Zinc is an essential trace element for humans. Zinc is not a problem where houses have zinc roofs and zinc water tanks. There is however, a concern in that people taking 100–300 mg of zinc daily may suffer induced copper deficiency.
 
Thanks.

Not used as an electrical Earth - there is a copper stake for that. Using both a garden pH tester and a pool test strip it looks very close to neutral but it hasn't rained lately and I suspect pH varies following rain; dissolved CO2 in rainfall? Nitrates after thunderstorms? Something off the roof, eg ash residues from wood heater - water off that part of the roof is not collected but ash could spread wider... but I'd think that would send it alkaline.

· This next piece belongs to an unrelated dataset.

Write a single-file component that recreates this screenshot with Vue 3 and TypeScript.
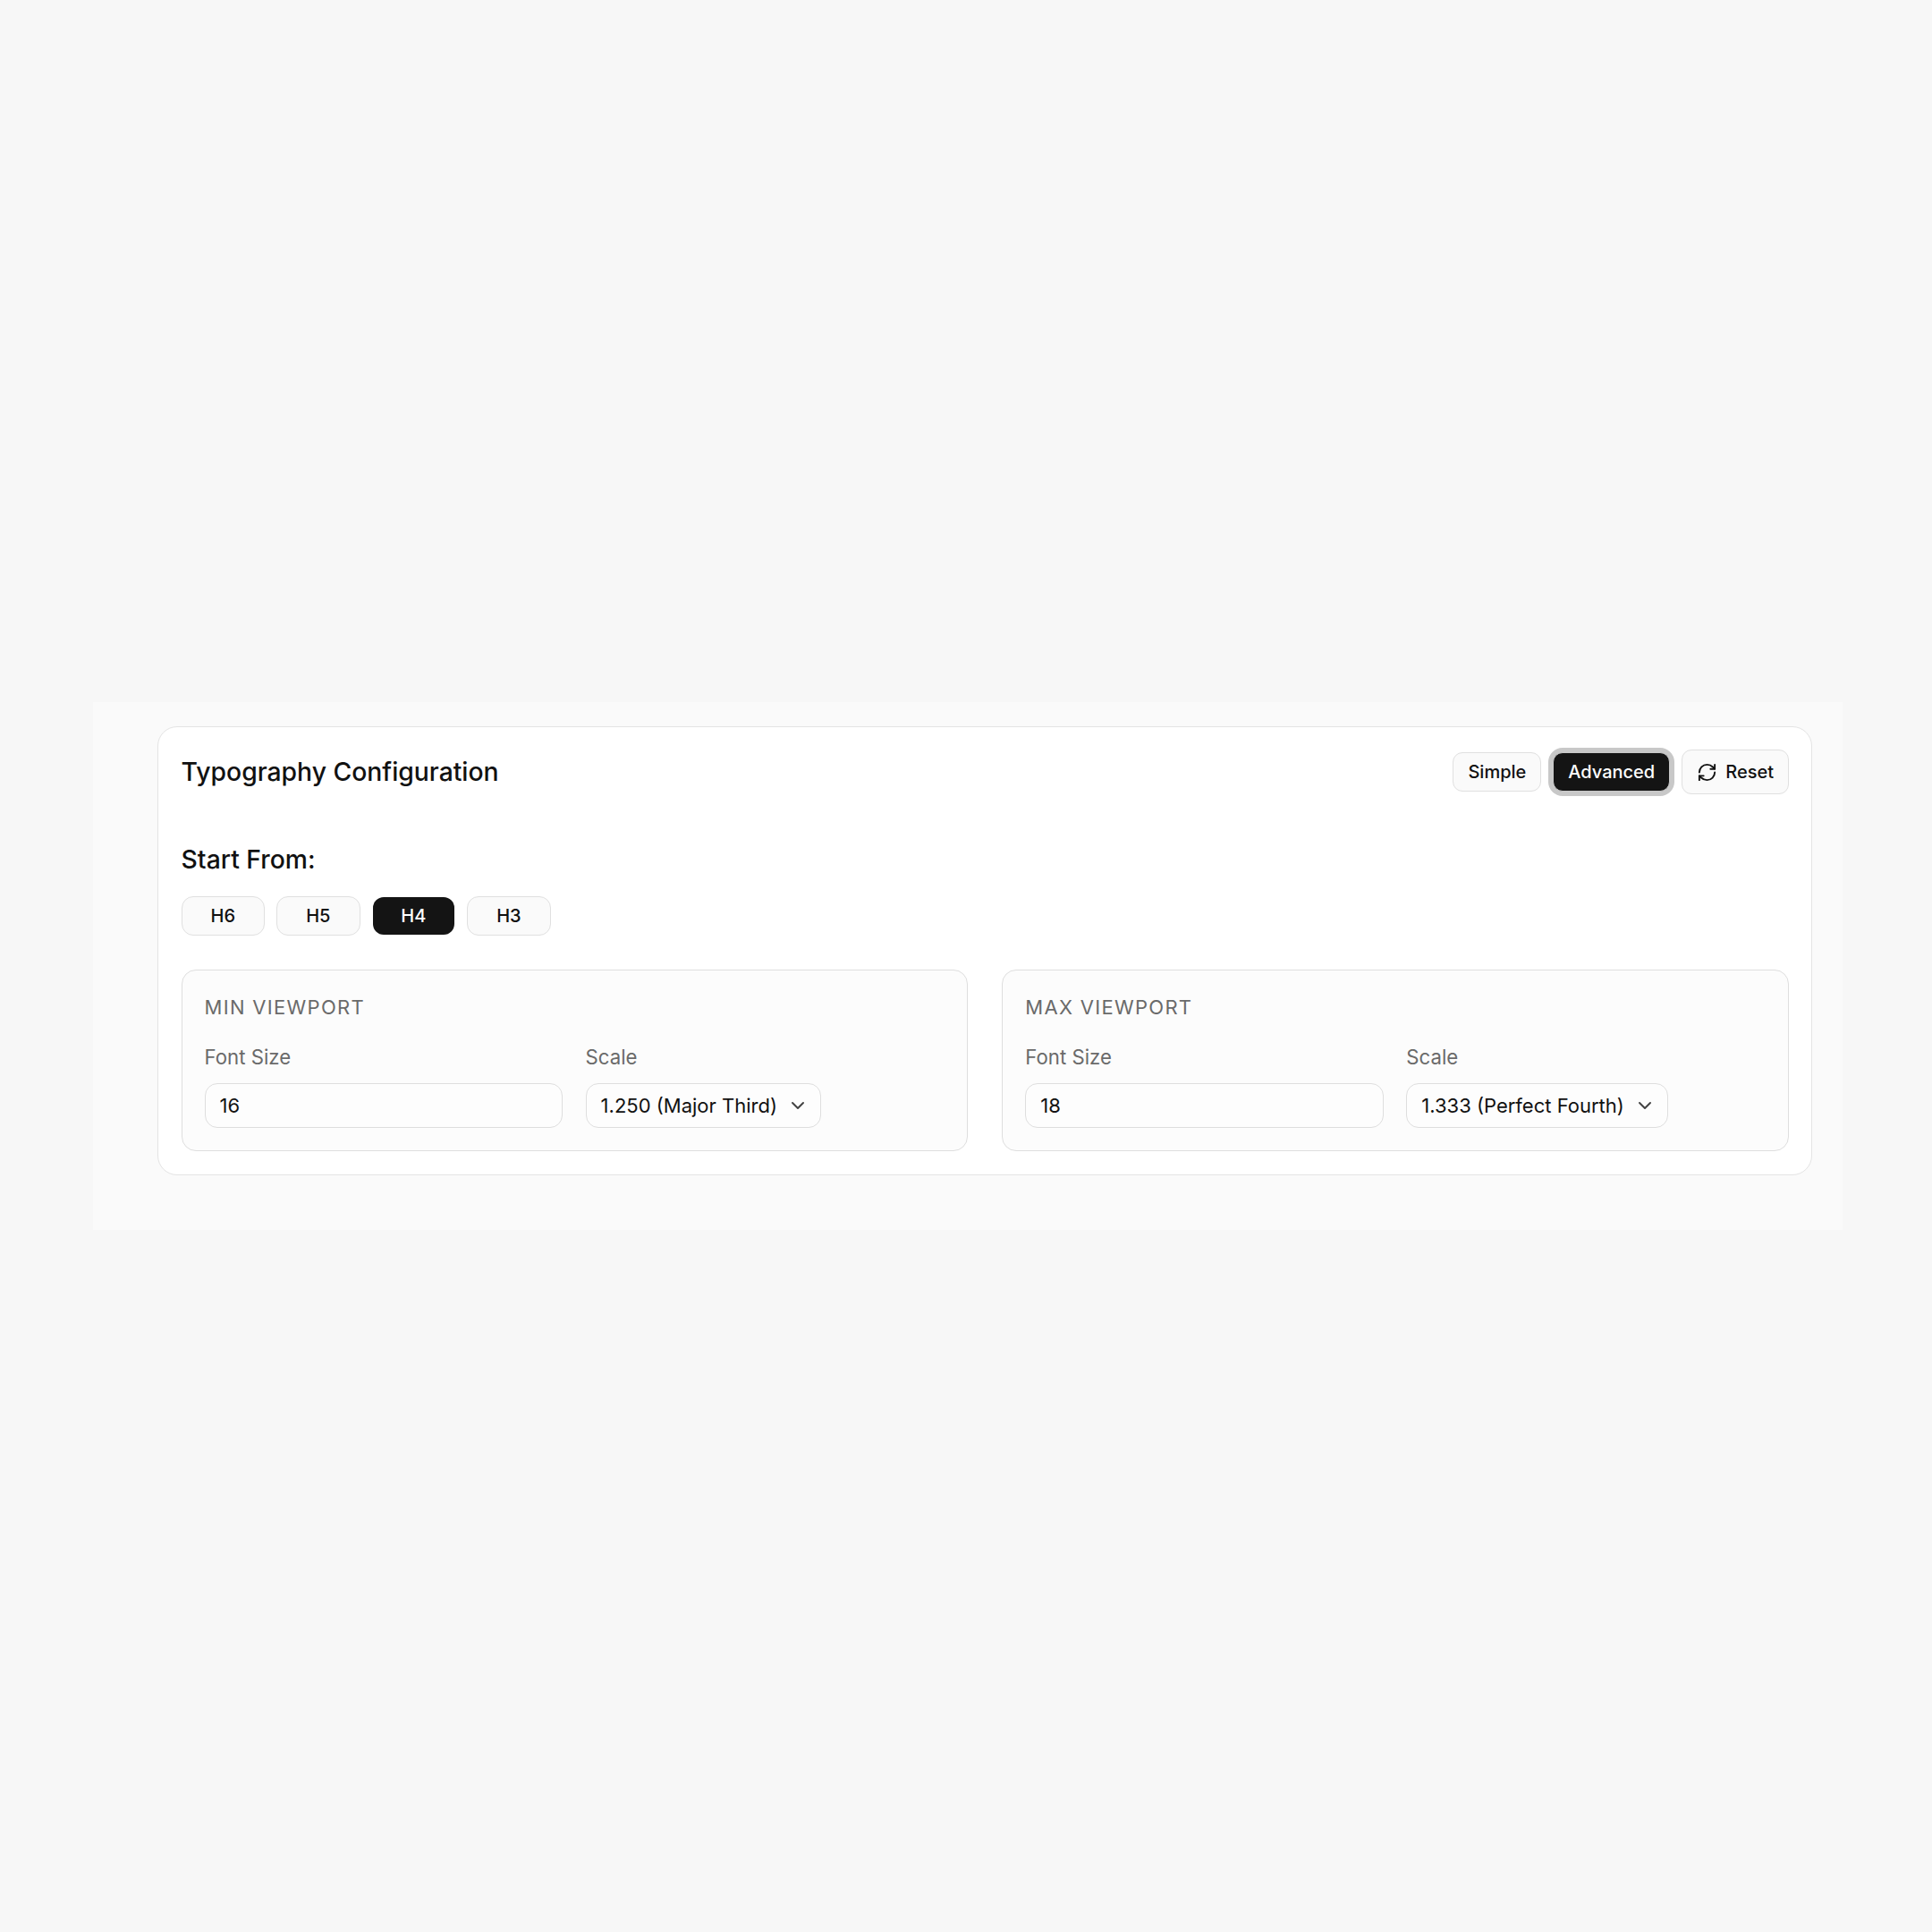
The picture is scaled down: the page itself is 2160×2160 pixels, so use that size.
<script setup lang="ts">
interface Panel { title: string; size: string; scale: string }
const panels: Panel[] = [
  { title: 'MIN VIEWPORT', size: '16', scale: '1.250 (Major Third)' },
  { title: 'MAX VIEWPORT', size: '18', scale: '1.333 (Perfect Fourth)' },
]
const levels = ['H6', 'H5', 'H4', 'H3']
const active = 'H4'
</script>

<template>
  <div class="page">
    <div class="wrap">
      <section class="card">
        <header class="head">
          <h2 class="title">Typography Configuration</h2>
          <div class="actions">
            <button class="btn btn-simple">Simple</button>
            <button class="btn btn-on">Advanced</button>
            <button class="btn btn-reset">
              <svg class="ico" viewBox="0 0 24 24" fill="none" stroke="currentColor" stroke-width="2" stroke-linecap="round" stroke-linejoin="round">
                <path d="M3 12a9 9 0 0 1 9-9 9.75 9.75 0 0 1 6.74 2.74L21 8" />
                <path d="M21 3v5h-5" />
                <path d="M21 12a9 9 0 0 1-9 9 9.75 9.75 0 0 1-6.74-2.74L3 16" />
                <path d="M8 16H3v5" />
              </svg>
              Reset
            </button>
          </div>
        </header>

        <div class="start-label">Start From:</div>
        <div class="levels">
          <button v-for="l in levels" :key="l" class="lvl" :class="{ 'lvl-on': l === active }">{{ l }}</button>
        </div>

        <div class="panels">
          <div v-for="p in panels" :key="p.title" class="panel">
            <div class="panel-title">{{ p.title }}</div>
            <div class="fields">
              <label class="field field-size">
                <span class="lab">Font Size</span>
                <input class="ctl input" :value="p.size" />
              </label>
              <div class="field">
                <span class="lab">Scale</span>
                <div class="ctl select">
                  <span>{{ p.scale }}</span>
                  <svg class="chev" viewBox="0 0 24 24" fill="none" stroke="#444" stroke-width="2" stroke-linecap="round" stroke-linejoin="round">
                    <path d="m6 9 6 6 6-6" />
                  </svg>
                </div>
              </div>
            </div>
          </div>
        </div>
      </section>
    </div>
  </div>
</template>

<style>
html, body { margin: 0; background: #f7f7f7; }
</style>

<style scoped>
.page {
  min-height: 2160px;
  padding: 785px 100px 0 104px;
  box-sizing: border-box;
  background: #f7f7f7;
  font-family: Inter, "Liberation Sans", sans-serif;
  color: #111;
}
.wrap {
  width: 1956px;
  box-sizing: border-box;
  padding: 27px 34px 61px 72px;
  background: #fafafa;
}
.card {
  box-sizing: border-box;
  background: #fff;
  border: 1.5px solid #e4e4e4;
  border-radius: 22px;
  padding: 25px 25px 25.5px 25.6px;
}
.head {
  display: flex;
  align-items: center;
  justify-content: space-between;
  height: 50px;
  margin-bottom: 53px;
}
.title {
  margin: 0;
  font-size: 28.3px;
  font-weight: 450;
  line-height: 40px;
}
.actions {
  display: flex;
  align-items: center;
  gap: 11.5px;
}
.btn, .lvl {
  box-sizing: border-box;
  font-family: inherit;
  font-size: 20px;
  font-weight: 450;
  color: #111;
  background: #fafafa;
  border: 1.5px solid #e0e0e0;
  border-radius: 11px;
  padding: 0;
  display: flex;
  align-items: center;
  justify-content: center;
}
.btn {
  height: 44px;
  padding: 0 16px;
}
.btn-on {
  background: #141414;
  color: #fff;
  border-color: #c8c8c8;
  box-shadow: 0 0 0 5px #c8c8c8;
  margin: 0 1.5px;
}
.btn-reset {
  height: 50px;
  gap: 9px;
  padding: 0 16px;
}
.ico {
  width: 23px;
  height: 23px;
  flex: none;
}
.start-label {
  font-size: 28.3px;
  font-weight: 450;
  line-height: 40px;
  margin-bottom: 21px;
}
.levels {
  display: flex;
  gap: 13px;
  margin-bottom: 37.5px;
}
.lvl {
  width: 93.5px;
  height: 44px;
  border-radius: 13px;
}
.lvl-on {
  background: #141414;
  background-clip: padding-box;
  border-color: transparent;
  color: #fff;
}
.panels {
  display: grid;
  grid-template-columns: 1fr 1fr;
  gap: 38px;
}
.panel {
  box-sizing: border-box;
  height: 203.5px;
  background: #fcfcfc;
  border: 1.5px solid #dedede;
  border-radius: 16px;
  padding: 25px;
}
.panel-title {
  font-size: 22px;
  font-weight: 400;
  letter-spacing: 1.3px;
  color: #6a6a6a;
  line-height: 32px;
  margin-bottom: 25px;
}
.fields {
  display: flex;
  gap: 25.5px;
}
.field {
  display: flex;
  flex-direction: column;
  gap: 14px;
}
.field-size {
  width: 400.5px;
}
.lab {
  font-size: 22.2px;
  line-height: 30px;
  color: #6a6a6a;
}
.ctl {
  box-sizing: border-box;
  height: 50px;
  background: #fdfdfd;
  border: 1.5px solid #dedede;
  border-radius: 14px;
  font-family: inherit;
  font-size: 22px;
  color: #111;
}
.input {
  width: 100%;
  padding: 0 16px;
  outline: none;
}
.select {
  display: flex;
  align-items: center;
  gap: 11px;
  padding: 0 13px 0 16px;
  white-space: nowrap;
}
.chev {
  width: 24px;
  height: 24px;
  flex: none;
}
</style>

Roof is steel 'zincalume' - a variant of galvanised, cathodic protection for roof sheets; aluminium/magnesium/zinc. The water tank is similar material but has a drinking water safe polymer coating inside. Some rivets and outlet fittings are exposed to the water. It is a bit of a mystery why the corrosion given neutral pH.

I don't think a piece of zinc will present a health problem; it is washing water, not for drinking. There is a separate tank, pipe, outlet used specifically for drinking water - in years past we relied more on water pumped from an earth dam for washing water. With a bigger water tank that has not been necessary. So far.

It is not uncommon for zinc galvanised steel tanks to be used for drinking water. Some contamination from zinc coating for tanks and pipes from the zinc itself being contaminated, eg from some lead content was an 'in the olden days' risk - I'll be using high purity zinc.

My trying some zinc for this seems a low risk, low cost experiment. I found a blind tee already in the pipework. I am just not sure yet how I will attatch the zinc - it may end up being soldered into an end cap, silver solder if that will work with zinc and copper. I have some checking to do for suitable solders, suitable fluxes and cleaning before installation.